Twice a year the opportunity to make serious money, and generate serious outperformance, presents itself in the equity market. Right now is one of those times. To do nothing is the wrong answer. To do nothing would be like walking past a roll of hundred-dollar bills in the street. To do nothing now is as flawed a strategy as it would have been to do nothing a month ago, when the market was at record "euphoric" highs.

I can see the cynics saying, 'Charlie, you're a broker, you live on transactions." Incorrect, this firm only has a business if we consistently make clients money. If you don't make people money, you won't have any transactions to do. It doesn't work vice versa. I urge you to act when we see "clear and present" opportunity, and particularly when we see irrational price action and forced liquidity.

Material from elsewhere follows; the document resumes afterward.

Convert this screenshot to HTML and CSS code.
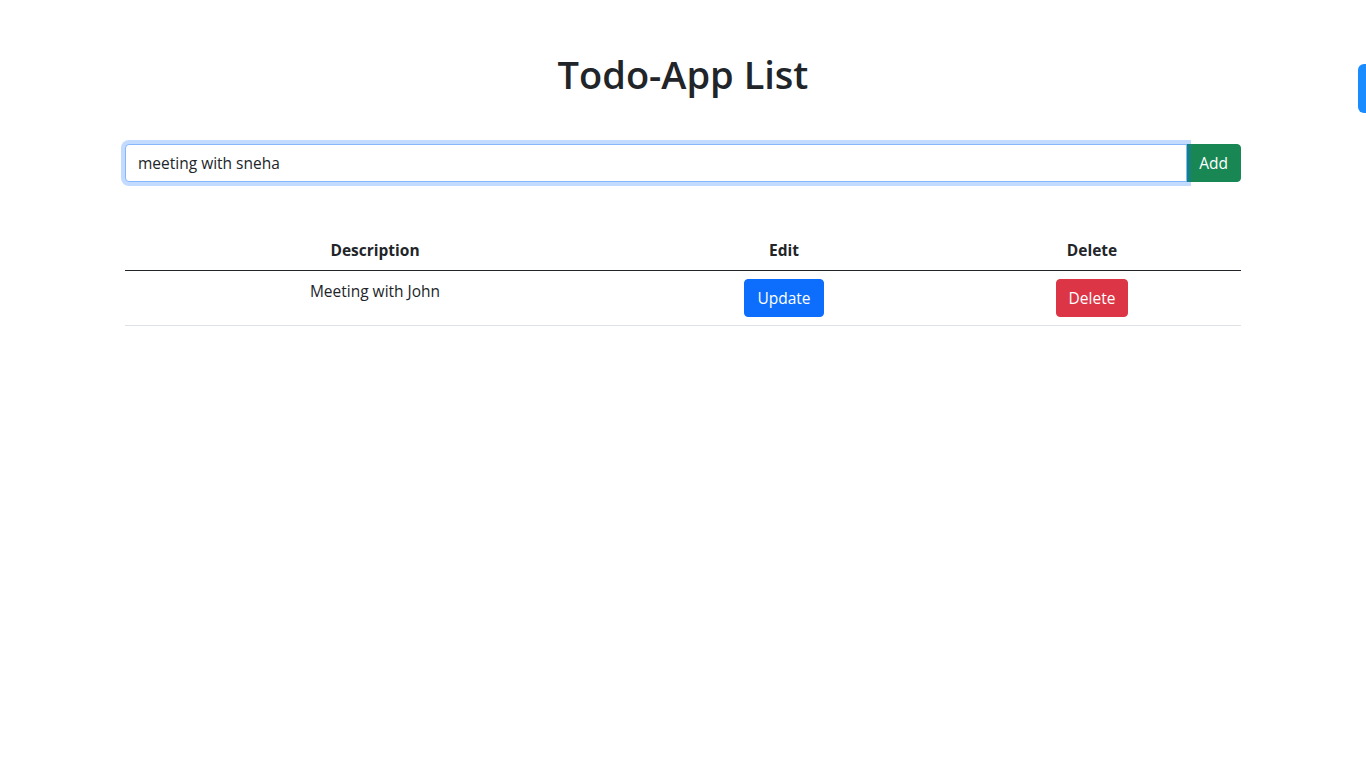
FILE: index.html
```html
<!DOCTYPE html>
<html lang="en">
<head>
<meta charset="utf-8">
<title>Todo-App List</title>
<link rel="stylesheet" href="styles.css">
</head>
<body>
<div class="container">
  <h1 class="title">Todo-App List</h1>
  <div class="input-group">
    <input class="form-control" type="text" value="meeting with sneha">
    <button class="btn btn-success add-btn">Add</button>
  </div>
  <table class="table">
    <thead>
      <tr>
        <th class="col-desc">Description</th>
        <th class="col-edit">Edit</th>
        <th class="col-del">Delete</th>
      </tr>
    </thead>
    <tbody>
      <tr>
        <td>Meeting with John</td>
        <td><button class="btn btn-primary">Update</button></td>
        <td><button class="btn btn-danger">Delete</button></td>
      </tr>
    </tbody>
  </table>
</div>
<div class="side-tab"></div>
</body>
</html>
```
FILE: styles.css
```css
* { box-sizing: border-box; }
html, body { margin: 0; padding: 0; }
body {
  font-family: "Open Sans", "Noto Sans", sans-serif;
  font-size: 15.5px;
  line-height: 24px;
  color: #212529;
  background: #fff;
}
.container {
  width: 1140px;
  margin: 0 auto;
  padding: 50px 12px 0;
}
.title {
  margin: 0 0 46px;
  font-size: 38px;
  font-weight: 600;
  line-height: 48px;
  text-align: center;
}
.input-group {
  display: flex;
  align-items: stretch;
}
.form-control {
  flex: 1;
  height: 38px;
  padding: 6px 12px;
  font: inherit;
  color: #212529;
  border: 1px solid #86b7fe;
  border-radius: 4px 0 0 4px;
  outline: 0;
  box-shadow: 0 0 0 4px rgba(13,110,253,.25);
  position: relative;
  z-index: 2;
}
.btn {
  display: inline-block;
  font: inherit;
  line-height: 24px;
  padding: 6px 12px;
  border: 1px solid transparent;
  border-radius: 4px;
  color: #fff;
  cursor: pointer;
}
.add-btn {
  border-radius: 0 4px 4px 0;
  margin-left: -1px;
}
.btn-success { background: #198754; border-color: #198754; }
.btn-primary { background: #0d6efd; border-color: #0d6efd; }
.btn-danger { background: #dc3545; border-color: #dc3545; }
.table {
  width: 100%;
  margin-top: 48px;
  border-collapse: collapse;
  text-align: center;
}
.table th, .table td {
  padding: 8px;
  vertical-align: top;
}
.table th {
  font-weight: 700;
  border-bottom: 1px solid #212529;
}
.table td { border-bottom: 1px solid #dee2e6; }
.col-desc { width: 500px; }
.col-edit { width: 318px; }
.col-del { width: 298px; }
.side-tab {
  position: fixed;
  right: 0;
  top: 64px;
  width: 8px;
  height: 49px;
  background: #1a8cff;
  border-radius: 6px 0 0 6px;
}
```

Right now is one of those periods that require unusual conviction. It requires psychological strength that is beyond the average investor. It requires a calmness that is beyond the average investor, and it also requires a steely focus that is beyond the average investor. But most of all it requires strength of conviction to act on instincts honed by experience. You need to be able to pull the trigger, not just take aim at the targets.

My first job was as trainee futures trader on the floor of the Sydney Futures Exchange. It was an open outcry system, and to a novice 19-year-old, it was the best education in supply/demand, fear/greed, that you could get.

What I observed was that the biggest money-making opportunities came at extremes of volatility, and the guys who made the most money were the traders who stood up on those extreme days. The best traders didn't trade every day, or trade for the sake of trading; they held their firepower back for extremes (stop losses, etc), and when everyone else was running out of firepower, they unleashed theirs.

The liquidity and mass psychology lessons of the futures floor have stayed with me, and that's why I remain certain that the right course of action in periods of extreme volatility is to act with an educated calmness and conviction.